[PATCH openEuler-5.10 19/40] livepatch: Use breakpoint exception to optimize enabling livepatch

6 Jul 2022

From: Li Huafei <lihuafei1@huawei.com>

hulk inclusion
category: feature
bugzilla: https://gitee.com/openeuler/kernel/issues/I5CJ7X

--------------------------------

The commit 86e35fae15bb ("livepatch: checks only if the replaced
instruction is on the stack") optimizes stack checking. However, for
extremely hot functions, the replaced instruction may still be on the
stack, and there is room for further optimization.

By inserting a breakpoint exception instruction at the entry of the
patched old function, we can divert calls from the old function to the
new function. In this way, during stack check, only tasks that have
entered the old function before the breakpoint is inserted need to be
considered. This increases the probability of passing the stack check.

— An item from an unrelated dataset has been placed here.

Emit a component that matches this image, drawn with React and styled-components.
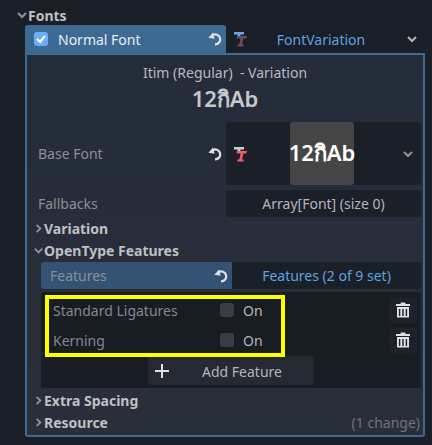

If the stack check fails, we sleep for a period of time and try again,
giving the task entering the old function a chance to run out of the
instruction replacement area.

We first enable the patch using the normal process, that is, do not
insert breakpoints. If the first enable fails and the force flag
KLP_STACK_OPTIMIZE is set for all functions of the patch, then we use
breakpoint exception optimization.

Signed-off-by: Li Huafei <lihuafei1@huawei.com>
Reviewed-by: Xu Kuohai <xukuohai@huawei.com>
Signed-off-by: Zheng Zengkai <zhengzengkai@huawei.com>
---
 arch/arm/kernel/livepatch.c        |   2 +-
 arch/arm64/kernel/livepatch.c      |   2 +-
 arch/powerpc/kernel/livepatch_32.c |   2 +-
 arch/powerpc/kernel/livepatch_64.c |   2 +-
 arch/x86/kernel/livepatch.c        |   2 +-
 include/linux/livepatch.h          |  14 +-
 kernel/livepatch/core.c            | 275 +++++++++++++++++++++++++++--
 kernel/livepatch/core.h            |  14 ++
 kernel/livepatch/patch.c           |  26 ++-
 kernel/livepatch/patch.h           |   4 +
 10 files changed, 322 insertions(+), 21 deletions(-)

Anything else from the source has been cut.